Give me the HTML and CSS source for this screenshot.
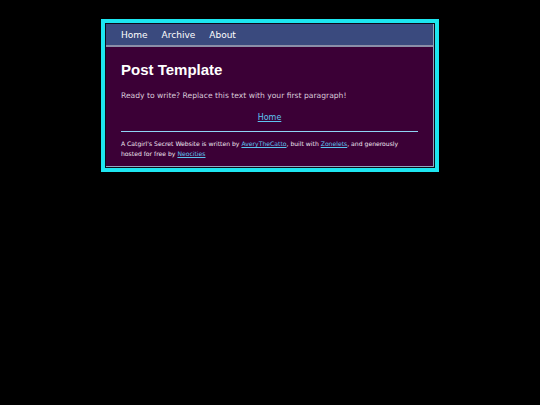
FILE: index.html
```html
<!DOCTYPE html>
<html lang="en">
<head>
  <meta charset="UTF-8" />
  <meta name="viewport" content="width=device-width, initial-scale=1.0" />
  <title>Post Template</title>
  <link rel="stylesheet" href="styles.css">
</head>
<body>
  <div id="container">
    <div id="inner">
      <nav class="navbar">
        <a href="#">Home</a>
        <a href="#">Archive</a>
        <a href="#">About</a>
      </nav>
      <main class="content">
        <h1>Post Template</h1>
        <p>Ready to write? Replace this text with your first paragraph!</p>
        <p class="back"><a href="#">Home</a></p>
        <hr>
        <footer class="footer">
          A Catgirl's Secret Website is written by <a href="#">AveryTheCatto</a>, built with <a href="#">Zonelets</a>, and generously hosted for free by <a href="#">Neocities</a>
        </footer>
      </main>
    </div>
  </div>
</body>
</html>
```

FILE: styles.css
```css
html, body {
  margin: 0;
  padding: 0;
}
body {
  background: #000;
  font-family: "DejaVu Sans", Verdana, sans-serif;
  color: #d8c8d8;
}
#container {
  width: 330px;
  margin: 19px auto 0;
  border: 4px solid #1de6f0;
  background: #0c0c1a;
}
#inner {
  margin: 1px;
  border-right: 1px solid #8fa8c0;
  border-bottom: 1px solid #8fa8c0;
}
.navbar {
  display: flex;
  gap: 14px;
  padding: 1px 15px 0;
  box-sizing: border-box;
  height: 23px;
  align-items: center;
  background: #3a4a7e;
  border-bottom: 2px solid #8a8ea8;
  font-size: 9px;
}
.navbar a {
  color: #fff;
  text-decoration: none;
}
.content {
  background: #3b0036;
  padding: 14px 15px 7px;
}
h1 {
  font-family: "Liberation Sans", Arial, sans-serif;
  font-size: 15px;
  font-weight: bold;
  color: #fff;
  margin: 0 0 13px;
}
p {
  font-size: 7.6px;
  margin: 0 0 13px;
}
.back {
  text-align: center;
  font-size: 8px;
  margin-bottom: 9px;
}
a {
  color: #5ec4f0;
}
hr {
  border: none;
  border-top: 1px solid #8fd4f4;
  margin: 0 0 7px;
}
.footer {
  font-size: 6.1px;
  line-height: 10px;
  color: #f0e6f0;
}
```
============================================================
| Written exercise |
Extract lines where the string "this" occurs.

| Response to the task |
Give me the HTML and CSS source for this screenshot.
        <p>Ready to write? Replace this text with your first paragraph!</p>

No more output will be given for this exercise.